La catástrofe humana y la imposibilidad de la reforma
Las consecuencias de este sistema son una profunda catástrofe humana. Irán sufre una de las tasas de fuga de cerebros más altas del mundo, con una estimación de entre 150 000 y 180 000 personas con estudios superiores —ingenieros, médicos, científicos y empresarios— que abandonan el país cada año. Huyen de un sistema en el que el éxito no depende de la competencia, sino de las conexiones. Mientras tanto, aunque las estadísticas oficiales afirman que las tasas de pobreza son del 25-30 %, estimaciones más realistas sugieren que la pobreza absoluta afecta a más de la mitad de la población. El tejido social se está desgarrando, ya que la confianza en las instituciones, la moneda y los conciudadanos se ha derrumbado. Los jóvenes iraníes cada vez tienen menos posibilidades de casarse o tener hijos, y las tasas de natalidad se han desplomado por debajo del nivel de reemplazo.
El régimen iraní atribuye sistemáticamente esta catástrofe económica a las sanciones externas. Si bien las sanciones imponen costes, son fundamentalmente un chivo expiatorio que oculta una podredumbre sistémica más profunda. Los problemas estructurales de la economía son anteriores a las fuertes sanciones y persistieron incluso durante los períodos de alivio, como la era del JCPOA entre 2015 y 2018. Paradójicamente, las sanciones han reforzado la estructura cleptocrática al empoderar a las redes de contrabando del IRGC y proporcionar al régimen un enemigo externo al que culpar de sus fracasos autoinfligidos.
Hablar de «reformar» este sistema es malinterpretar fundamentalmente su naturaleza. No se trata de una economía funcional con malas políticas; la estructura no está enferma, es la enfermedad en sí misma. La violación sistemática de los derechos de propiedad es la forma en que funciona el sistema. La monopolización es su principio organizativo. Cualquier reforma genuina desmantelaría los mecanismos de extracción de riqueza que sostienen a la élite gobernante, lo que la convertiría en una amenaza existencial para su poder. Los responsables políticos occidentales no logran comprender que el régimen desea un mecanismo de extracción controlable, no una economía funcional.
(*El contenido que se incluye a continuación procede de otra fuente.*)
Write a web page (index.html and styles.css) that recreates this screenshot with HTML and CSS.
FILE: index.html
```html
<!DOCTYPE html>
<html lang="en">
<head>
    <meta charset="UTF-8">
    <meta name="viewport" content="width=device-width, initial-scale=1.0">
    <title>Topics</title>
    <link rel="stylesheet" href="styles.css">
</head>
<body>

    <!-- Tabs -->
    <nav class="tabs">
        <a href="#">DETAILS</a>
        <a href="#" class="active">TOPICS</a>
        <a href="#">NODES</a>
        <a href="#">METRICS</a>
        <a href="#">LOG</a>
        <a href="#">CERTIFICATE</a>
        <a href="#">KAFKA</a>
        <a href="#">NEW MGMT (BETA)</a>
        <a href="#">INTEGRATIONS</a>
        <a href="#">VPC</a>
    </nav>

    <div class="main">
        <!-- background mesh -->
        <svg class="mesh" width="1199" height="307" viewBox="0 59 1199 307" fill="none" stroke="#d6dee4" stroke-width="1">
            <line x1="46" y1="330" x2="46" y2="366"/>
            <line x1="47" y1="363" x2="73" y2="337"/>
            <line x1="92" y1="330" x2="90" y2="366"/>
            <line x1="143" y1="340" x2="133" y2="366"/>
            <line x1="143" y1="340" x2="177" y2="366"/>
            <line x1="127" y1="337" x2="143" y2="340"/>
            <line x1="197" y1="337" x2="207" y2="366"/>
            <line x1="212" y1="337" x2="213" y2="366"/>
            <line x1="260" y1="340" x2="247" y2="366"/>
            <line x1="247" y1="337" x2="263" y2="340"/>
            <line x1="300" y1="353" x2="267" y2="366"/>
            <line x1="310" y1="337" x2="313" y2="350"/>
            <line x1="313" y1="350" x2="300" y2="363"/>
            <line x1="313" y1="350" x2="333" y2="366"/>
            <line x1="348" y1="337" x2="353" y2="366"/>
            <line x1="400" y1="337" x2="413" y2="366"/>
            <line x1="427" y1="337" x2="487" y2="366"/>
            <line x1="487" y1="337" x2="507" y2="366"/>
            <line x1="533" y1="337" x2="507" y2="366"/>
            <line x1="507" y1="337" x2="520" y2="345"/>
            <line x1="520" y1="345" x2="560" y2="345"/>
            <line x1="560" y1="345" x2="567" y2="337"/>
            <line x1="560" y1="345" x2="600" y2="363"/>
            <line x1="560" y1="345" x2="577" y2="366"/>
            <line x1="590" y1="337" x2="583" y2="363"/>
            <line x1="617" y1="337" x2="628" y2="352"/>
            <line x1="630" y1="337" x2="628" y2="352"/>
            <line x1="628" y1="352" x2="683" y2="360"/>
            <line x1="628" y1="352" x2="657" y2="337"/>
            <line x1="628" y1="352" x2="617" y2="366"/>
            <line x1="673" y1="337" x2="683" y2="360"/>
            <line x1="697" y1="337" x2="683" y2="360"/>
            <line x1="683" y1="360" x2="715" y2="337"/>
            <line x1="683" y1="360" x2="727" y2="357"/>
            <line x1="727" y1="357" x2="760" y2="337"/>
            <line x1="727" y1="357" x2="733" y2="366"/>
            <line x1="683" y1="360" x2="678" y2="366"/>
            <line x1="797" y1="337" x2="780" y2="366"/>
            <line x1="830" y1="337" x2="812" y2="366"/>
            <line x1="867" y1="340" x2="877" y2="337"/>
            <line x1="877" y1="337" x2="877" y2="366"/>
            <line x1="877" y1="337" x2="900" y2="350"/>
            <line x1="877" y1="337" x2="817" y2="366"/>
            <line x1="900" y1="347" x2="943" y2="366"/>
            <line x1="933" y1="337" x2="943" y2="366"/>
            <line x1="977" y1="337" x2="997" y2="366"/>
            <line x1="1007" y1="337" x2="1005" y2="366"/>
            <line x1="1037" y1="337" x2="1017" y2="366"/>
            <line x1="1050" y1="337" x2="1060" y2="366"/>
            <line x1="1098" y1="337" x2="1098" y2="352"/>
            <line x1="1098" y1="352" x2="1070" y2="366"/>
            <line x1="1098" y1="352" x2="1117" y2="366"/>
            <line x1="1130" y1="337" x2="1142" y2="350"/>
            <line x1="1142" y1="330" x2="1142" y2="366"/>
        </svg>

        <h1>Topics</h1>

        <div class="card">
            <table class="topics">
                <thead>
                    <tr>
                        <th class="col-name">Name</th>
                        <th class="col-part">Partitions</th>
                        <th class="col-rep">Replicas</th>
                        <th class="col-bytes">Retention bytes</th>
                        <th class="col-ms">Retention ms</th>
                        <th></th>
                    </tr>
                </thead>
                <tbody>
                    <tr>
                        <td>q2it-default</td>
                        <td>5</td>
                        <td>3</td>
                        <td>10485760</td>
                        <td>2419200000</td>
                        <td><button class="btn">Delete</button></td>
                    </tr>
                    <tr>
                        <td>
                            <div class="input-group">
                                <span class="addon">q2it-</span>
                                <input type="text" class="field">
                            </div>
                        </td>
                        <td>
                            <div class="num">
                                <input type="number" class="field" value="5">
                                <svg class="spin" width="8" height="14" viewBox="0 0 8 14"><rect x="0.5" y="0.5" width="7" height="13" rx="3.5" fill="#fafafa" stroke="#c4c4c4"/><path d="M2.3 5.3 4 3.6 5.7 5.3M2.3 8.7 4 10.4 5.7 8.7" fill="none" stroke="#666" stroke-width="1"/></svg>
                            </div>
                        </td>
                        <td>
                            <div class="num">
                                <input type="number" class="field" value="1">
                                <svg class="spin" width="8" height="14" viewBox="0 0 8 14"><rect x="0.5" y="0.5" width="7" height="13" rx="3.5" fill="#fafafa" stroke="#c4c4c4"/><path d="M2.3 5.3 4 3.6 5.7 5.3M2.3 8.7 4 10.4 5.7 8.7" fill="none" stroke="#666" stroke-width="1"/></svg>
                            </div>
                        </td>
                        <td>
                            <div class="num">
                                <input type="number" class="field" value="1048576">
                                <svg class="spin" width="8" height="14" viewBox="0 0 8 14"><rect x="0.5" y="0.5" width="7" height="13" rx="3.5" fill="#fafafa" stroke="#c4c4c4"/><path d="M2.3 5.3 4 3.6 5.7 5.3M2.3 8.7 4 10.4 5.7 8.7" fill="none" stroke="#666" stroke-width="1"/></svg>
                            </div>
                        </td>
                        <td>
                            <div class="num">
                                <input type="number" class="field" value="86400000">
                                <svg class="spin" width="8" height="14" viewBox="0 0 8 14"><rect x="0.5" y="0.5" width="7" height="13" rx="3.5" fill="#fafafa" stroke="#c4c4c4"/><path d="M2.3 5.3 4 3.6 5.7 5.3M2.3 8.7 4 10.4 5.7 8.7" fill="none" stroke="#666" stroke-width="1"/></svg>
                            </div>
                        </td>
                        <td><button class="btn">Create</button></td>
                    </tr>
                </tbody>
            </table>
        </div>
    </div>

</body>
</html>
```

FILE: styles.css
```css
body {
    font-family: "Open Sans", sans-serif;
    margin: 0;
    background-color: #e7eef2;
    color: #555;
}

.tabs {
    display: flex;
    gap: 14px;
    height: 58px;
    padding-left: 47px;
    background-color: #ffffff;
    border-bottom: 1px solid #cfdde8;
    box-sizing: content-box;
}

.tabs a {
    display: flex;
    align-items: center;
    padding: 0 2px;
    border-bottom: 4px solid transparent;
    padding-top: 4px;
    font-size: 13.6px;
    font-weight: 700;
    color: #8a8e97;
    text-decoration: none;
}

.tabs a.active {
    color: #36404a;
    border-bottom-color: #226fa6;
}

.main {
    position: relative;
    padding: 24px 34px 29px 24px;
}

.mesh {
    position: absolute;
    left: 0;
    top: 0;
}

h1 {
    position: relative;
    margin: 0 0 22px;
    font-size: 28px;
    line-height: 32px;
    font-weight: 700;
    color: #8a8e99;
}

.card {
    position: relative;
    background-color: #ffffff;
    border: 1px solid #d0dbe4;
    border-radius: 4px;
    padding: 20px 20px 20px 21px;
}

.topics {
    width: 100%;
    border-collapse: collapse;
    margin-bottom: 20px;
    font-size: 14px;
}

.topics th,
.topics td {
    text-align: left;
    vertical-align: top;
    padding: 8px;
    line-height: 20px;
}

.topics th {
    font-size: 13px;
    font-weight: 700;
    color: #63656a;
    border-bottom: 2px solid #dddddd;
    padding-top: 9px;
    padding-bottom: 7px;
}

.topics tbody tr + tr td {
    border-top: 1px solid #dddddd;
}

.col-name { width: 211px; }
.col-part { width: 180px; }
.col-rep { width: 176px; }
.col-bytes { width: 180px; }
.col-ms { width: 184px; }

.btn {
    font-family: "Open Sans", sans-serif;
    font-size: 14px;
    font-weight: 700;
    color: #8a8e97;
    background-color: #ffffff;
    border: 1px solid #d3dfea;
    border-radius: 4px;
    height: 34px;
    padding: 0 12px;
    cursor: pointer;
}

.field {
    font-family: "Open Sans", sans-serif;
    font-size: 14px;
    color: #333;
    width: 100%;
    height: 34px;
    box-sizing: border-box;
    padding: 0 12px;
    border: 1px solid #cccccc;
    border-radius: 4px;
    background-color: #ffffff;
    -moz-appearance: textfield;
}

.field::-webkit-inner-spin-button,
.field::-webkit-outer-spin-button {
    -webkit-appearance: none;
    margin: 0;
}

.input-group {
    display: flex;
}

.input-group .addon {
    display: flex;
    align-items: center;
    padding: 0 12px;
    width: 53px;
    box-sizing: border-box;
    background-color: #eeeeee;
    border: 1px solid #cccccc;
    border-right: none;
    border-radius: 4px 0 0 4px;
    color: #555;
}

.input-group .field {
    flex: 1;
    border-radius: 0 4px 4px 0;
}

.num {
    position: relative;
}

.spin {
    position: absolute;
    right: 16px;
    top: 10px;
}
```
Lo que se ha descrito es un delito a nivel civilizatorio: la destrucción sistemática de la capacidad productiva de una sociedad para enriquecer a una élite depredadora. La tragedia va más allá de la riqueza material y se extiende al trauma generacional y la devastación cultural. El pueblo iraní posee un inmenso capital humano y el emprendiemiento. Bajo instituciones que respeten los derechos de propiedad y permitan la libertad económica, Irán podría ser una de las economías más dinámicas del mundo. En cambio, están atrapados. Esta es una descripción de la realidad: el sistema económico de Irán no está fracasando en su objetivo de alcanzar la prosperidad, sino que está teniendo un éxito total en su verdadero propósito, que es la extracción y el control sistemáticos. La única solución es el desmantelamiento completo de esta máquina de saqueo y la construcción de unos cimientos institucionales basados en el imperio absoluto de la ley y una libertad económica inquebrantable.